Preflight is a commercial product, but validation trust depends on users understanding how outcomes are produced.

Our policy is:

  • Public behavior contract: We document rules that affect user-visible outcomes.
  • Private implementation details: We keep tuning internals proprietary where needed.

These behaviors are part of the public contract:

  • Canonical adjudication behavior:
    • One issue => one adjudicated outcome.
    • Deterministic precedence rules (severity, fix availability, source tie-break).
  • Health score coupling:
    • The same canonical diagnostics stream powers issue counts and score.
    • UI, MCP, and CLI consume the same adjudicated results model.
  • Health score production guardrails:
    • Catastrophic load/import failures force score to 0.0.
    • Any unresolved error caps score to Blocked (<= 4.5).
    • Errors are not demoted to warnings in render scoring.
    • Non-applicable categories are excluded from scoring.
  • Validator/fix semantics:
    • Why specific diagnostics matter in production pipelines.
    • What a fix changes at a schema/authoring level.
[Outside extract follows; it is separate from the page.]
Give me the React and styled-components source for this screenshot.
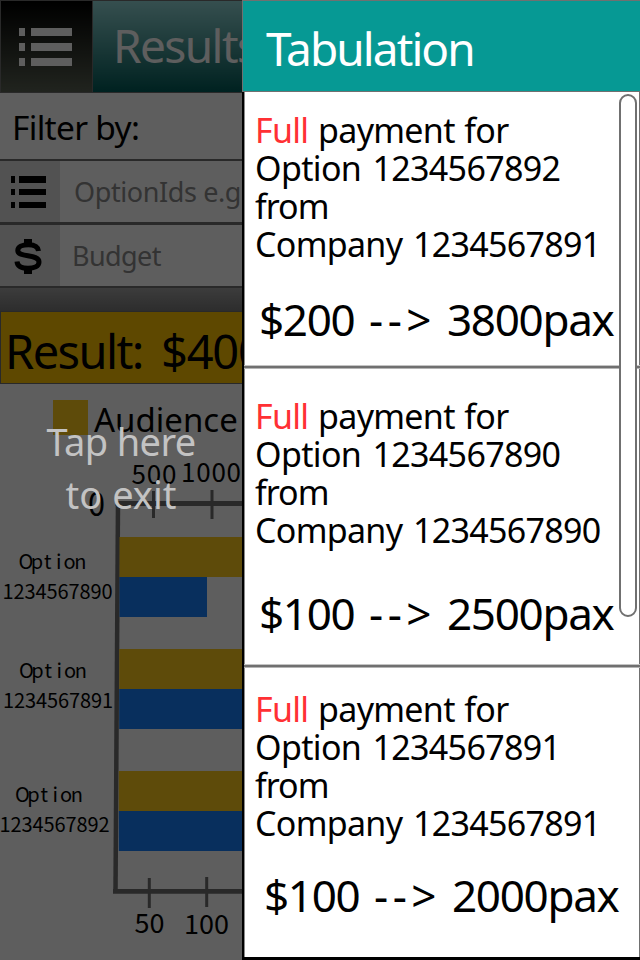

This gives teams predictability and auditability for release decisions.

These are intentionally not fully disclosed:

  • Exact per-issue scoring weights and fine-grained thresholds.
  • Internal prioritization heuristics and ranking formulas.
  • Defensive handling and anti-gaming logic for pathological assets.
  • Operational details that could be exploited to inflate score without improving runtime quality.

Publishing the behavior contract builds confidence and enables pipeline integration. Keeping detailed tuning private protects product differentiation and prevents score gaming.

In short:

  • Transparent on outcomes
  • Selective on internals

That is the recommended posture for Preflight as a commercial validation platform.